Berger wurde 1926 in Hackney bei London geboren. Nach einem kurzen Intermezzo bei der britischen Armee studierte er ab Ende der 1940er Jahre Kunst in London, wo er selbst malte und von 1948 bis 1955 auch unterrichtete. Zu dieser Zeit begann er, Essays und Kritiken zu verfassen. Sein Schreiben passte in keine etablierte Form. 1965 analysierte er den Zusammenhang zwischen der Karriere Pablo Picassos und der Konsumkultur seiner Zeit. Zudem stellte er die Theorie auf, der Kubismus habe die russische Revolution vorhergesagt.
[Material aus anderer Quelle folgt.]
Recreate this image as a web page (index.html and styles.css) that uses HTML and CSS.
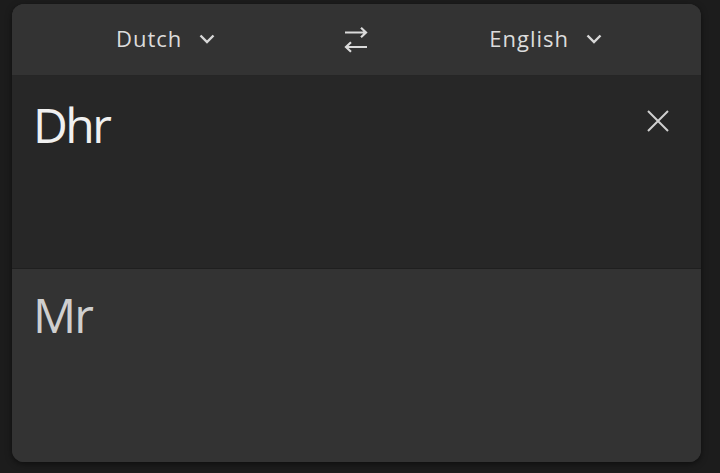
FILE: index.html
```html
<!DOCTYPE html>
<html>
<head>
<meta charset="utf-8">
<link rel="stylesheet" href="styles.css">
</head>
<body>
<div class="card">
  <div class="bar">
    <div class="lang lang-src">
      <span class="lang-name">Dutch</span>
      <svg class="chev" width="16" height="12" viewBox="0 0 16 12"><path d="M1.5 2.5 L8 9 L14.5 2.5" fill="none" stroke="#d8d8d8" stroke-width="2.4"/></svg>
    </div>
    <svg class="swap" width="24" height="26" viewBox="0 0 24 26">
      <path d="M1 5.5 H22 M17 0.8 L22 5.5 L17 10.2" fill="none" stroke="#dadada" stroke-width="2.2"/>
      <path d="M23 20 H2 M7 15.3 L2 20 L7 24.7" fill="none" stroke="#dadada" stroke-width="2.2"/>
    </svg>
    <div class="lang lang-dst">
      <span class="lang-name">English</span>
      <svg class="chev" width="16" height="12" viewBox="0 0 16 12"><path d="M1.5 2.5 L8 9 L14.5 2.5" fill="none" stroke="#d8d8d8" stroke-width="2.4"/></svg>
    </div>
  </div>
  <div class="input">
    <div class="src-text">Dhr</div>
    <svg class="close" width="24" height="24" viewBox="0 0 24 24"><path d="M2 2 L22 22 M22 2 L2 22" fill="none" stroke="#d0d0d0" stroke-width="2"/></svg>
  </div>
  <div class="output">
    <div class="dst-text">Mr</div>
  </div>
</div>
</body>
</html>
```
FILE: styles.css
```css
html, body {
  margin: 0;
  padding: 0;
  background: #1c1c1c;
  width: 720px;
  height: 473px;
  overflow: hidden;
  font-family: "Open Sans", "Noto Sans", sans-serif;
}
.card {
  margin: 4px 0 0 12px;
  width: 689px;
  height: 458px;
  border-radius: 12px;
  overflow: hidden;
  background: #333333;
  display: flex;
  flex-direction: column;
  box-shadow: 0 2px 6px rgba(0,0,0,0.5);
}
.bar {
  height: 68px;
  padding-bottom: 3px;
  flex: none;
  display: flex;
  align-items: center;
  border-bottom: 1px solid #262626;
  background: #333333;
}
.lang {
  display: flex;
  align-items: center;
  gap: 17px;
  color: #dcdcdc;
  font-size: 22px;
  letter-spacing: 1px;
}
.lang-src { margin-left: 104px; }
.lang-dst { margin-left: 121px; }
.swap { margin-left: 129px; margin-top: 3px; }
.chev { margin-top: 2px; }
.input {
  height: 192px;
  flex: none;
  background: #272727;
  border-bottom: 1px solid #1f1f1f;
  display: flex;
  justify-content: space-between;
  align-items: flex-start;
}
.src-text {
  color: #f0f0f0;
  font-size: 48px;
  letter-spacing: -2.5px;
  line-height: 1;
  margin: 25px 0 0 21px;
}
.close {
  margin: 33px 31px 0 0;
}
.output {
  flex: 1;
  background: #333333;
}
.dst-text {
  color: #cfcfcf;
  font-size: 48px;
  letter-spacing: -2px;
  line-height: 1;
  margin: 22px 0 0 21px;
}
```
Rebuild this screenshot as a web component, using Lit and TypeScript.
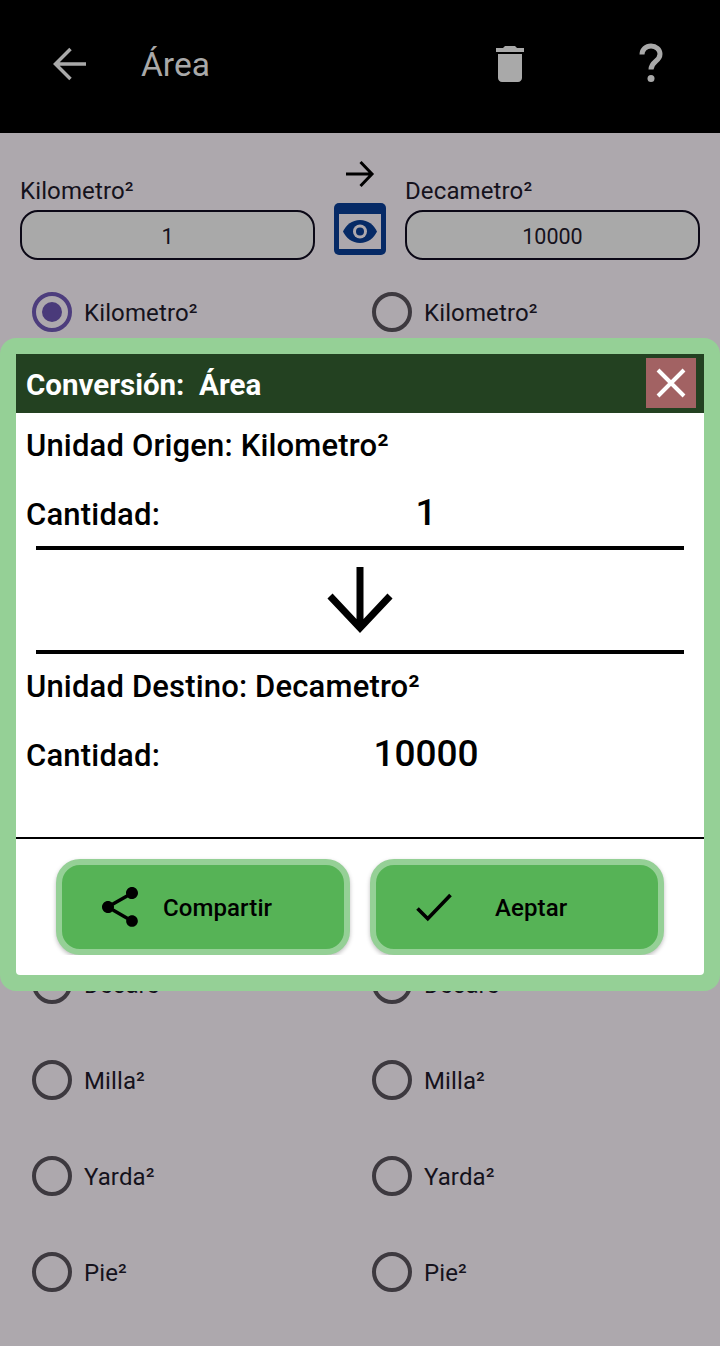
import { LitElement, html, css } from "lit";
import { customElement } from "lit/decorators.js";

const UNITS = ["Kilometro²","","","","","","","Decare","Milla²","Yarda²","Pie²"];

@customElement("app-root")
export class AppRoot extends LitElement {
  static styles = css`
    :host { display:block; position:relative; width:720px; height:1346px; overflow:hidden; background:#ada8ad; font-family:Roboto,sans-serif; color:#15121c; }
    .bar { height:133px; background:#000; display:flex; align-items:center; color:#a9a9a9; box-sizing:border-box; padding-bottom:5px; }
    .bar svg { display:block; flex:none; }
    .back { margin-left:46px; }
    .title { margin-left:47px; font-size:33.5px; flex:1; line-height:40px; padding-top:2px; }
    .trash { margin-right:102px; }
    .help { margin-right:54px; }
    .conv { display:grid; grid-template-columns:295px 90px 295px; padding:26px 20px 0; height:127px; box-sizing:border-box; }
    .col { display:flex; flex-direction:column; padding-top:17px; }
    .lab { font-size:24px; line-height:28px; height:34px; padding-top:1px; box-sizing:border-box; letter-spacing:.12px; }
    .inp { height:50px; box-sizing:border-box; border:2px solid #0b0816; border-radius:18px; background:#a9a9a9; display:flex; align-items:center; justify-content:center; font-size:21.5px; padding-top:3px; }
    .mid { display:flex; flex-direction:column; align-items:center; }
    .eye { margin-top:14px; }
    .list { display:grid; grid-template-columns:340px 340px; padding-left:32px; margin-top:32px; grid-auto-rows:96px; }
    .opt { display:flex; align-items:center; height:40px; gap:12px; font-size:24px; letter-spacing:.12px; }
    .opt span { padding-top:2px; }
    .radio { width:40px; height:40px; border-radius:50%; box-sizing:border-box; border:4px solid #3d393f; display:flex; align-items:center; justify-content:center; flex:none; }
    .radio.on { border-color:#4d3d7d; }
    .radio.on::after { content:""; width:20px; height:20px; border-radius:50%; background:#4a3a7a; }
    .dialog { position:absolute; left:0; top:338px; width:720px; height:653px; background:#95d096; border-radius:16px; padding:16px; box-sizing:border-box; }
    .head { height:59px; background:#234121; display:flex; align-items:center; padding-left:10px; color:#fff; font-weight:700; font-size:29.5px; position:relative; white-space:pre; }
    .head span { padding-top:2px; }
    .close { position:absolute; right:8px; top:4px; width:50px; height:50px; background:#a26263; display:flex; align-items:center; justify-content:center; }
    .body { background:#fff; height:562px; border-radius:0 0 4px 4px; color:#000; display:flex; flex-direction:column; position:relative; }
    .line { font-size:31px; font-weight:500; letter-spacing:.16px; padding-left:10px; line-height:34px; height:34px; margin-top:16px; margin-bottom:-1px; }
    .qty { display:grid; grid-template-columns:330px 140px; align-items:center; padding-left:10px; font-size:31px; font-weight:500; letter-spacing:.2px; height:50px; margin-top:27px; }
    .qty b { font-size:37px; font-weight:500; text-align:center; padding-bottom:4px; letter-spacing:0; }
    .hr { height:4px; background:#000; margin:0 20px; }
    .hr.first { margin-top:7px; }
    .down { display:flex; justify-content:center; height:100px; align-items:center; }
    .down svg { display:block; }
    .spacer { height:57px; }
    .sep { height:2px; background:#000; }
    .btns { display:flex; gap:20px; padding:20px 40px 0; height:116px; box-sizing:border-box; overflow:hidden; }
    .btn { width:294px; height:96px; box-sizing:border-box; border:6px solid #95d096; border-radius:24px; background:#56b356; display:flex; align-items:center; font-size:24px; font-weight:500; letter-spacing:.1px; box-shadow:0 2px 4px rgba(0,0,0,.25); }
    .btn span { padding-top:2px; }
    .b1 svg { margin-left:34px; }
    .b1 span { margin-left:19px; }
    .b2 svg { margin-left:36px; }
    .b2 span { margin-left:39px; }
  `;

  render() {
    return html`
      <div class="bar">
        <svg class="back" width="48" height="48" viewBox="0 0 48 48" fill="none" stroke="#a9a9a9" stroke-width="3.500"><path d="M40 24H10M24.500 9 9.500 24l15 15"/></svg>
        <div class="title">Área</div>
        <svg class="trash" width="48" height="48" viewBox="0 0 24 24" fill="#a9a9a9"><path d="M6 19c0 1.100.9 2 2 2h8c1.100 0 2-.9 2-2V7H6v12zM19 4h-3.500l-1-1h-5l-1 1H5v2h14V4z"/></svg>
        <svg class="help" width="30" height="44" viewBox="0 0 30 44" fill="none"><path d="M6 12.500c0-5 4-8.500 9-8.500s9 3.400 9 8c0 3.500-2 5.500-4.500 7.500C16.500 22 15 23.500 15 27.500" stroke="#a9a9a9" stroke-width="5"/><circle cx="15" cy="36.500" r="3.500" fill="#a9a9a9"/></svg>
      </div>
      <div class="conv">
        <div class="col"><div class="lab">Kilometro²</div><div class="inp">1</div></div>
        <div class="mid">
          <svg width="30" height="30" viewBox="0 0 30 30" fill="none" stroke="#000" stroke-width="3"><path d="M1 15h26M15.500 3 27 15 15.500 27"/></svg>
          <svg class="eye" width="52" height="52" viewBox="0 0 52 52"><rect width="52" height="52" rx="5" fill="#062a66"/><rect x="5" y="11" width="42" height="35" fill="#ada8ad"/><path d="M26 17c-8 0-14 5-17 11.500C12 35 18 40 26 40s14-5 17-11.500C40 22 34 17 26 17z" fill="#062a66"/><circle cx="26" cy="28.500" r="7" fill="#ada8ad"/><circle cx="26" cy="28.500" r="4" fill="#062a66"/></svg>
        </div>
        <div class="col"><div class="lab">Decametro²</div><div class="inp">10000</div></div>
      </div>
      <div class="list">
        ${UNITS.map((u, i) => u ? html`
          <div class="opt"><div class="radio ${i === 0 ? "on" : ""}"></div><span>${u}</span></div>
          <div class="opt"><div class="radio"></div><span>${u}</span></div>` : html`<div></div><div></div>`)}
      </div>
      <div class="dialog">
        <div class="head"><span>Conversión:  Área</span>
          <div class="close"><svg width="30" height="30" viewBox="0 0 30 30" stroke="#fff" stroke-width="4"><path d="M2 2 28 28M28 2 2 28"/></svg></div>
        </div>
        <div class="body">
          <div class="line">Unidad Origen: Kilometro²</div>
          <div class="qty"><div>Cantidad:</div><b>1</b></div>
          <div class="hr first"></div>
          <div class="down"><svg width="68" height="68" viewBox="0 0 68 68" fill="none" stroke="#000" stroke-width="7"><path d="M34 1v62M4 30l30 32 30-32"/></svg></div>
          <div class="hr"></div>
          <div class="line">Unidad Destino: Decametro²</div>
          <div class="qty"><div>Cantidad:</div><b>10000</b></div>
          <div class="spacer"></div>
          <div class="sep"></div>
          <div class="btns">
            <div class="btn b1"><svg width="48" height="48" viewBox="0 0 24 24"><path d="M18 16.080c-.76 0-1.440.3-1.960.77L8.910 12.700c.05-.23.090-.46.090-.7s-.04-.47-.09-.7l7.050-4.110c.54.5 1.250.81 2.040.81 1.660 0 3-1.340 3-3s-1.340-3-3-3-3 1.340-3 3c0 .24.040.47.090.7L8.040 9.810C7.500 9.310 6.790 9 6 9c-1.660 0-3 1.340-3 3s1.340 3 3 3c.79 0 1.500-.31 2.040-.81l7.120 4.160c-.05.21-.08.43-.08.65 0 1.610 1.310 2.920 2.920 2.920s2.920-1.310 2.920-2.920-1.310-2.920-2.920-2.920z"/></svg><span>Compartir</span></div>
            <div class="btn b2"><svg width="44" height="44" viewBox="0 0 24 24" fill="none" stroke="#000" stroke-width="2"><path d="M3 12.800 8.600 18.400 21 5.400"/></svg><span>Aeptar</span></div>
          </div>
        </div>
      </div>
    `;
  }
}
Berger polarisierte. Als er 1972 den begehrten Booker Prize für seinen experimentellen Roman „G“ erhielt, verkündete er, die Hälfte des Preisgeldes von 50.000 Pfund an die revolutionäre Black-Panther-Bewegung zu spenden: Die Ideen der Gruppe entsprächen seiner politischen Gesinnung. Weiteres Politikum war seine Haltung zum umstrittenen Werk „Die Satanischen Verse“ von Salman ­Rushdie, das 1988 veröffentlicht wurde. Nachdem die Islamische Republik Iran aufgrund des Buches ein Kopfgeld auf Rushdie aussetzte, bekam er von vielen Schriftstellerkollegen Rückendeckung. Von Berger jedoch nicht. Er hielt Rushdie vor, das Werk schüre Hass bei frommen Muslimen, die er durch das Werk diffamiert sah.

Noch im vergangenen Jahr war eine Dokumentation über Berger erschienen, produziert von der Schauspielerin Tilda Swinton. Jetzt ist der „radikale Humanist“, wie Swinton ihn nennt, im Alter von 90 Jahren in seinem Haus im Pariser Vorort Antony gestorben.